DATA EXCERPT:

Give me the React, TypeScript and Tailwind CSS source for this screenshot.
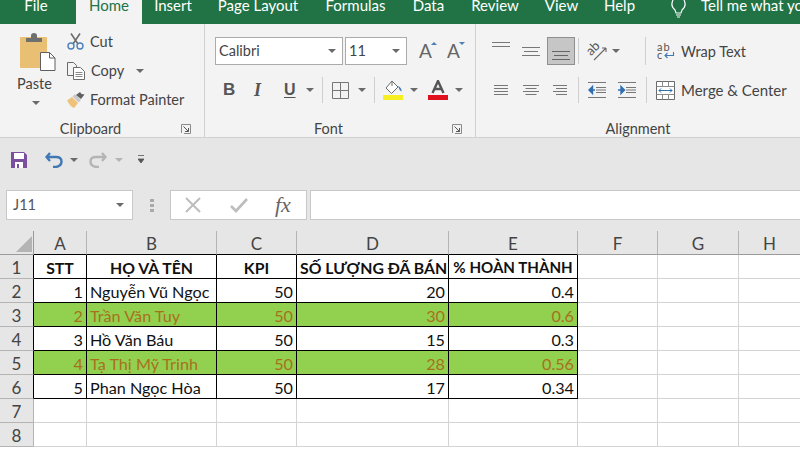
import React from 'react';

const tabs = [
  { name: 'File', w: 72 },
  { name: 'Home', w: 66 },
  { name: 'Insert', w: 62 },
  { name: 'Page Layout', w: 108 },
  { name: 'Formulas', w: 87 },
  { name: 'Data', w: 59 },
  { name: 'Review', w: 74 },
  { name: 'View', w: 59 },
  { name: 'Help', w: 57 },
];

const columns = ['A', 'B', 'C', 'D', 'E', 'F', 'G', 'H'];

// row data, hl = green highlighted row
const rows = [
  { cells: ['STT', 'HỌ VÀ TÊN', 'KPI', 'SỐ LƯỢNG ĐÃ BÁN', '% HOÀN THÀNH'], head: true },
  { cells: ['1', 'Nguyễn Vũ Ngọc', '50', '20', '0.4'] },
  { cells: ['2', 'Trần Văn Tuy', '50', '30', '0.6'], hl: true },
  { cells: ['3', 'Hồ Văn Báu', '50', '15', '0.3'] },
  { cells: ['4', 'Tạ Thị Mỹ Trinh', '50', '28', '0.56'], hl: true },
  { cells: ['5', 'Phan Ngọc Hòa', '50', '17', '0.34'] },
];

function Caret({ className = '' }: { className?: string }) {
  return (
    <svg width="8" height="4" viewBox="0 0 8 4" className={className}>
      <path d="M0 0h8L4 4z" fill="#6a6a6a" />
    </svg>
  );
}

function Sep({ className = '' }: { className?: string }) {
  return <div className={`w-px h-[26px] bg-[#cfcfcf] ${className}`} />;
}

function Launcher() {
  return (
    <svg width="10" height="10" viewBox="0 0 10 10">
      <path d="M.5 9V.5H9.5V9.5H3" fill="none" stroke="#8a8a8a" />
      <path d="M2.5 2.5L7.5 7.5M7.5 4v3.5H4" fill="none" stroke="#555" />
    </svg>
  );
}

function GroupLabel({ text, launcher = true }: { text: string; launcher?: boolean }) {
  return (
    <div className="flex items-center h-[20px] mt-auto mb-[-2px]">
      <div className="flex-1 text-center text-[#444]">{text}</div>
      {launcher && (
        <div className="w-[23px] flex">
          <Launcher />
        </div>
      )}
    </div>
  );
}

function Lines({ widths, gap = 3, color = '#777', align = 'center' }: { widths: number[]; gap?: number; color?: string; align?: string }) {
  const w = Math.max(...widths);
  return (
    <svg width={w} height={(widths.length - 1) * gap + 1}>
      {widths.map((l, i) => {
        const x = align === 'left' ? 0 : align === 'right' ? w - l : (w - l) / 2;
        return <rect key={i} x={x} y={i * gap} width={l} height="1" fill={color} />;
      })}
    </svg>
  );
}

function PasteIcon() {
  return (
    <svg width="37" height="38" viewBox="0 0 37 38">
      <rect x="0" y="4" width="27" height="31" rx="1" fill="#e9bf73" />
      <path d="M6 9V5h5V2.5Q11 0 14 0t3 2.5V5h5v4z" fill="#6f6f6f" />
      <path d="M20.5 19.5h9l5.5 5.5v12.5h-14.5z" fill="#fff" stroke="#5f5f5f" />
      <path d="M29.5 19.5V25H35" fill="none" stroke="#5f5f5f" />
    </svg>
  );
}

function CutIcon() {
  return (
    <svg width="17" height="17" viewBox="0 0 17 17">
      <path d="M4 0.5L11 11M13 0.5L6 11" fill="none" stroke="#6d6d6d" strokeWidth="1.6" />
      <circle cx="4" cy="13" r="3" fill="none" stroke="#4d82b8" strokeWidth="1.4" />
      <circle cx="13" cy="13" r="3" fill="none" stroke="#4d82b8" strokeWidth="1.4" />
    </svg>
  );
}

function CopyIcon() {
  return (
    <svg width="18" height="18" viewBox="0 0 18 18">
      <path d="M.5.5h6l3 3v10H.5z" fill="#f3f3f3" stroke="#6a6a6a" />
      <path d="M6.5 5.5h7l4 4v8h-11z" fill="#fff" stroke="#6a6a6a" />
      <path d="M8.5 10.5h7M8.5 12.5h7M8.5 14.5h7" stroke="#8a8a8a" />
    </svg>
  );
}

function PainterIcon() {
  return (
    <svg width="18" height="16" viewBox="0 0 18 16">
      <path d="M0 8.5L5 5l6 6-4 5q-3-.5-7-7.5z" fill="#efc27a" />
      <path d="M5.5 4.5L8 2l6 6-2.5 2.5z" fill="#c9c9c9" />
      <path d="M9 3l4-3 1.5 2 3 .5-3.5 4.5z" fill="#606060" />
    </svg>
  );
}

function BorderIcon() {
  return (
    <svg width="17" height="17" viewBox="0 0 17 17">
      <path d="M.5.5h16v16H.5zM8.5.5v16M.5 8.5h16" fill="none" stroke="#777" />
    </svg>
  );
}

function FillIcon() {
  return (
    <svg width="20" height="20" viewBox="0 0 20 20">
      <path d="M9 1L3 8l5.5 5.5L15 7z" fill="#fff" stroke="#6a6a6a" />
      <path d="M9 1v5" stroke="#6a6a6a" />
      <path d="M15 6q4 2 3.5 5.5-2-1-2.5-3z" fill="#3f78b5" />
      <rect x="0" y="15" width="20" height="5" fill="#f6ef22" />
    </svg>
  );
}

function FontColorIcon() {
  return (
    <svg width="20" height="20" viewBox="0 0 20 20">
      <path d="M4.5 13L10 1l5.5 12M6.5 9h7" fill="none" stroke="#555" strokeWidth="2.4" />
      <rect x="0" y="15" width="20" height="5" fill="#e0101c" />
    </svg>
  );
}

function GrowIcon({ up }: { up: boolean }) {
  return (
    <span className="relative flex text-[19px] leading-5 text-[#666]">
      A
      <svg width="6" height="3" viewBox="0 0 6 3" className="absolute -right-[5px] top-[1px]">
        <path d={up ? 'M0 3h6L3 0z' : 'M0 0h6L3 3z'} fill="#4b7fb5" />
      </svg>
    </span>
  );
}

function OrientIcon() {
  return (
    <svg width="20" height="20" viewBox="0 0 20 20">
      <path d="M7 19L19 7M19 7h-4M19 7v4" fill="none" stroke="#666" strokeWidth="1.1" />
      <text x="0" y="12" transform="rotate(-45 6 9)" fontSize="13" fontFamily="Lato, sans-serif" fill="#555">ab</text>
    </svg>
  );
}

function WrapIcon() {
  return (
    <svg width="18" height="17" viewBox="0 0 18 17">
      <text x="0" y="7.5" fontSize="11" fontFamily="Lato, sans-serif" fill="#555" letterSpacing="1">ab</text>
      <text x="0" y="16" fontSize="11" fontFamily="Lato, sans-serif" fill="#555">c</text>
      <path d="M16.5 9v3.5H8M10.5 10l-2.500 2.500 2.500 2.500" fill="none" stroke="#3f78b5" strokeWidth="1.100" />
    </svg>
  );
}

function IndentIcon({ out }: { out: boolean }) {
  return (
    <svg width="18" height="16" viewBox="0 0 18 16">
      <path d="M0 .5h18M8 5.5h10M8 8h10M8 10.5h10M0 15.5h18" stroke="#777" />
      {out ? (
        <path d="M7 8H2M4.5 4.5L1 8l3.5 3.5z" fill="#2f6fb0" stroke="#2f6fb0" strokeWidth="1.4" />
      ) : (
        <path d="M0 8h5M3 4.5L6.5 8 3 11.5z" fill="#2f6fb0" stroke="#2f6fb0" strokeWidth="1.4" />
      )}
    </svg>
  );
}

function MergeIcon() {
  return (
    <svg width="19" height="19" viewBox="0 0 19 19">
      <path d="M.5.5h18v18H.5z" fill="#fff" stroke="#6a6a6a" />
      <path d="M.5 5.5h18M.5 13.5h18M6.5.5v5M12.5.5v5M6.5 13.5v5M12.5 13.5v5" stroke="#8a8a8a" />
      <path d="M3 9.5h13M5 7.5l-2 2 2 2M14 7.5l2 2-2 2" fill="none" stroke="#2f6fb0" />
    </svg>
  );
}

function ClipboardGroup() {
  return (
    <div className="w-[205px] h-full flex flex-col border-r border-[#d0d0d0] shrink-0">
      <div className="flex pt-[9px]">
        <div className="w-[67px] flex flex-col items-center pl-[5px]">
          <div className="ml-[5px]">
            <PasteIcon />
          </div>
          <div className="mt-[3px] leading-5 text-[#444] pr-[3px]">Paste</div>
          <Caret className="mt-[7px]" />
        </div>
        <div className="flex flex-col">
          <div className="h-[17px] flex items-center">
            <CutIcon />
            <span className="ml-[6px] text-[#444]">Cut</span>
          </div>
          <div className="h-[18px] mt-[12px] flex items-center">
            <CopyIcon />
            <span className="ml-[6px] text-[#444]">Copy</span>
            <Caret className="ml-[12px]" />
          </div>
          <div className="h-[18px] mt-[11px] flex items-center">
            <PainterIcon />
            <span className="ml-[5px] text-[#444]">Format Painter</span>
          </div>
        </div>
      </div>
      <GroupLabel text="Clipboard" />
    </div>
  );
}

function FontGroup() {
  return (
    <div className="w-[271px] h-full flex flex-col border-r border-[#d0d0d0] shrink-0">
      <div className="flex items-center pt-[13px] pl-[10px]">
        <div className="w-[128px] h-[28px] bg-white border border-[#ababab] flex items-center justify-between pl-[3px] pr-[6px] text-[#444]">
          Calibri
          <Caret />
        </div>
        <div className="w-[62px] h-[28px] ml-[2px] bg-white border border-[#ababab] flex items-center justify-between pl-[3px] pr-[6px] text-[#444]">
          11
          <Caret />
        </div>
        <div className="ml-[12px]">
          <GrowIcon up />
        </div>
        <div className="ml-[15px]">
          <GrowIcon up={false} />
        </div>
      </div>
      <div className="flex items-center mt-[12px] h-[26px] pl-[18px] text-[#555]">
        <span className="w-[13px] font-['Liberation_Sans',sans-serif] font-bold text-[17px]">B</span>
        <span className="w-[13px] ml-[18px] font-['Liberation_Serif',serif] font-bold italic text-[18px]">I</span>
        <span className="ml-[17px] font-['Liberation_Sans',sans-serif] font-bold text-[16px] underline underline-offset-2">U</span>
        <Caret className="ml-[10px]" />
        <Sep className="ml-[8px]" />
        <div className="ml-[9px]">
          <BorderIcon />
        </div>
        <Caret className="ml-[9px]" />
        <Sep className="ml-[8px]" />
        <div className="ml-[8px]">
          <FillIcon />
        </div>
        <Caret className="ml-[7px]" />
        <div className="ml-[10px]">
          <FontColorIcon />
        </div>
        <Caret className="ml-[7px]" />
      </div>
      <GroupLabel text="Font" />
    </div>
  );
}

function AlignmentGroup() {
  return (
    <div className="flex-1 h-full flex flex-col">
      <div className="flex items-center pt-[13px] h-[41px]">
        <div className="ml-[16px] mb-[13px]">
          <Lines widths={[18, 18]} gap={4} />
        </div>
        <div className="ml-[12px]">
          <Lines widths={[18, 14, 18]} gap={4} />
        </div>
        <div className="ml-[7px] w-[28px] h-[28px] bg-[#c6c6c6] border border-[#8f8f8f] flex items-end justify-center pb-[4px]">
          <Lines widths={[18, 14, 18]} gap={4} color="#666" />
        </div>
        <Sep className="ml-[3px]" />
        <div className="ml-[8px]">
          <OrientIcon />
        </div>
        <Caret className="ml-[5px]" />
        <Sep className="ml-[25px] h-[28px]" />
        <div className="ml-[11px] mt-[1px]">
          <WrapIcon />
        </div>
        <span className="ml-[6px] mt-[2px] text-[#444]">Wrap Text</span>
      </div>
      <div className="flex items-center mt-[12px] h-[26px]">
        <div className="ml-[18px]">
          <Lines widths={[14, 14, 14, 14]} gap={3} align="left" />
        </div>
        <div className="ml-[15px]">
          <Lines widths={[16, 11, 16, 11]} gap={3} />
        </div>
        <div className="ml-[14px]">
          <Lines widths={[14, 11, 14, 11]} gap={3} align="right" />
        </div>
        <Sep className="ml-[11px]" />
        <div className="ml-[9px]">
          <IndentIcon out />
        </div>
        <div className="ml-[12px]">
          <IndentIcon out={false} />
        </div>
        <Sep className="ml-[10px]" />
        <div className="ml-[9px]">
          <MergeIcon />
        </div>
        <span className="ml-[6px] text-[15px] text-[#444]">Merge &amp; Center</span>
      </div>
      <GroupLabel text="Alignment" launcher={false} />
    </div>
  );
}

function QuickAccess() {
  return (
    <div className="h-[42px] flex items-center bg-[#e6e6e6] pl-[11px] pt-[1px]">
      <svg width="16" height="16" viewBox="0 0 16 16">
        <path d="M0 0h13l3 3v13H0z" fill="#7a4f9f" />
        <rect x="3" y="1" width="10" height="6" fill="#fff" />
        <rect x="4" y="10" width="8" height="6" fill="#fff" />
        <rect x="6" y="12" width="2" height="4" fill="#7a4f9f" />
      </svg>
      <svg width="18" height="16" viewBox="0 0 18 16" className="ml-[18px]">
        <path d="M5 1L1.5 5 5 9M2 5h9q5.5 0 5.5 4.5T11 15H8" fill="none" stroke="#3f78b5" strokeWidth="2.4" />
      </svg>
      <Caret className="ml-[7px]" />
      <svg width="18" height="16" viewBox="0 0 18 16" className="ml-[11px]">
        <path d="M13 1l3.5 4L13 9M16 5H7Q1.5 5 1.5 9.5T7 15h3" fill="none" stroke="#b4b4b4" strokeWidth="2.4" />
      </svg>
      <Caret className="ml-[8px] opacity-40" />
      <svg width="6" height="9" viewBox="0 0 6 9" className="ml-[15px]">
        <path d="M0 .5h6M0 4h6L3 8z" fill="#555" stroke="#555" strokeWidth=".8" />
      </svg>
    </div>
  );
}

function FormulaBar() {
  return (
    <div className="h-[51px] bg-[#e6e6e6] flex pl-[6px] pt-[10px] pb-[11px]">
      <div className="w-[127px] bg-white border border-[#c8c8c8] flex items-center justify-between pl-[6px] pr-[8px] text-[#555]">
        J11
        <Caret />
      </div>
      <div className="w-[37px] flex flex-col items-center justify-center gap-[2px]">
        <div className="w-[4px] h-[3px] bg-[#aaa]" />
        <div className="w-[4px] h-[3px] bg-[#aaa]" />
        <div className="w-[4px] h-[3px] bg-[#aaa]" />
      </div>
      <div className="w-[137px] bg-white border border-[#c8c8c8] flex items-center pl-[14px]">
        <svg width="16" height="16" viewBox="0 0 16 16">
          <path d="M1 1l14 14M15 1L1 15" stroke="#bdbdbd" strokeWidth="2" />
        </svg>
        <svg width="18" height="15" viewBox="0 0 18 15" className="ml-[29px]">
          <path d="M1 8l5 5L17 1" fill="none" stroke="#bdbdbd" strokeWidth="2.6" />
        </svg>
        <span className="ml-[27px] font-['Liberation_Serif',serif] italic text-[22px] leading-6 text-[#666]">fx</span>
      </div>
      <div className="flex-1 ml-[3px] bg-white border-y border-l border-[#c8c8c8]" />
    </div>
  );
}

function Sheet() {
  const grid = 'grid grid-cols-[34px_53px_130px_80px_152px_129px_80px_81px_62px] auto-rows-[24px]';
  return (
    <div className={`${grid} text-[#111] text-[16.2px] leading-[25px]`}>
      <div className="h-[24px] bg-[#e6e6e6] border-r border-b border-[#9a9a9a] flex items-end justify-end pr-[1px] pb-[2px]">
        <svg width="16" height="16" viewBox="0 0 16 16">
          <path d="M16 0v16H0z" fill="#b4b4b4" />
        </svg>
      </div>
      {columns.map((c, i) => (
        <div
          key={c}
          className={`bg-[#e6e6e6] text-[#444] text-center text-[17px] border-r border-[#b4b4b4] border-b ${i < 5 ? 'border-b-black' : 'border-b-[#9a9a9a]'}`}
        >
          {c}
        </div>
      ))}
      {rows.map((r, i) => (
        <React.Fragment key={i}>
          <div className="bg-[#e6e6e6] text-[#444] text-center text-[17px] border-r border-b border-r-black border-b-[#b4b4b4]">{i + 1}</div>
          {r.cells.map((v, j) => {
            const numeric = !r.head && j !== 1;
            return (
              <div
                key={j}
                className={`border-r border-b border-black px-[3px] whitespace-nowrap overflow-hidden ${r.head ? `font-bold text-center px-[1px] ${j === 4 ? 'text-[15.1px]' : 'text-[15.8px]'}` : ''} ${numeric ? 'text-right' : ''} ${r.hl ? 'bg-[#92d050] text-[#a8701c]' : ''}`}
              >
                {v}
              </div>
            );
          })}
          <div className="border-r border-b border-[#d4d4d4]" />
          <div className="border-r border-b border-[#d4d4d4]" />
          <div className="border-r border-b border-[#d4d4d4]" />
        </React.Fragment>
      ))}
      {[7, 8].map((n) => (
        <React.Fragment key={n}>
          <div className="bg-[#e6e6e6] text-[#444] text-center text-[17px] border-r border-b border-[#b4b4b4]">{n}</div>
          {columns.map((c) => (
            <div key={c} className="border-r border-b border-[#d4d4d4]" />
          ))}
        </React.Fragment>
      ))}
    </div>
  );
}

export default function App() {
  return (
    <div className="w-[800px] h-[450px] overflow-hidden bg-white font-['Lato',sans-serif] text-[14.5px]">
      {/* Title tabs */}
      <div className="h-[24px] bg-[#217346] flex overflow-hidden text-white text-[15px]">
        {tabs.map((t) => (
          <div
            key={t.name}
            style={{ width: t.w }}
            className={`h-[24px] flex items-end justify-center pb-[9px] leading-5 shrink-0 ${t.name === 'Home' ? 'bg-[#f3f3f3] text-[#217346] ml-[4px]' : ''}`}
          >
            {t.name}
          </div>
        ))}
        <svg width="18" height="24" viewBox="0 0 18 24" className="ml-[21px] shrink-0">
          <path d="M4 0q-3 6 2 10l1 3h5l1-3q5-4 2-10M7 15h5M8 17h3" fill="none" stroke="#fff" strokeWidth="1.2" />
        </svg>
        <div className="ml-[14px] whitespace-nowrap h-[24px] flex items-end pb-[9px] leading-5">Tell me what you want to do</div>
      </div>

      {/* Ribbon */}
      <div className="h-[114px] flex bg-[#f3f3f3] border-b border-[#d0d0d0]">
        <ClipboardGroup />
        <FontGroup />
        <AlignmentGroup />
      </div>

      <QuickAccess />
      <FormulaBar />
      <Sheet />
    </div>
  );
}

SHORT PROBLEM: Print, exactly as written, the lines above from the first one to the one containing "const columns = ['A', 'B', 'C', 'D', 'E', 'F', 'G', 'H'];". Leave out pictures.

RESPONSE FOR THIS EXERCISE:
Give me the React, TypeScript and Tailwind CSS source for this screenshot.
import React from 'react';

const tabs = [
  { name: 'File', w: 72 },
  { name: 'Home', w: 66 },
  { name: 'Insert', w: 62 },
  { name: 'Page Layout', w: 108 },
  { name: 'Formulas', w: 87 },
  { name: 'Data', w: 59 },
  { name: 'Review', w: 74 },
  { name: 'View', w: 59 },
  { name: 'Help', w: 57 },
];

const columns = ['A', 'B', 'C', 'D', 'E', 'F', 'G', 'H'];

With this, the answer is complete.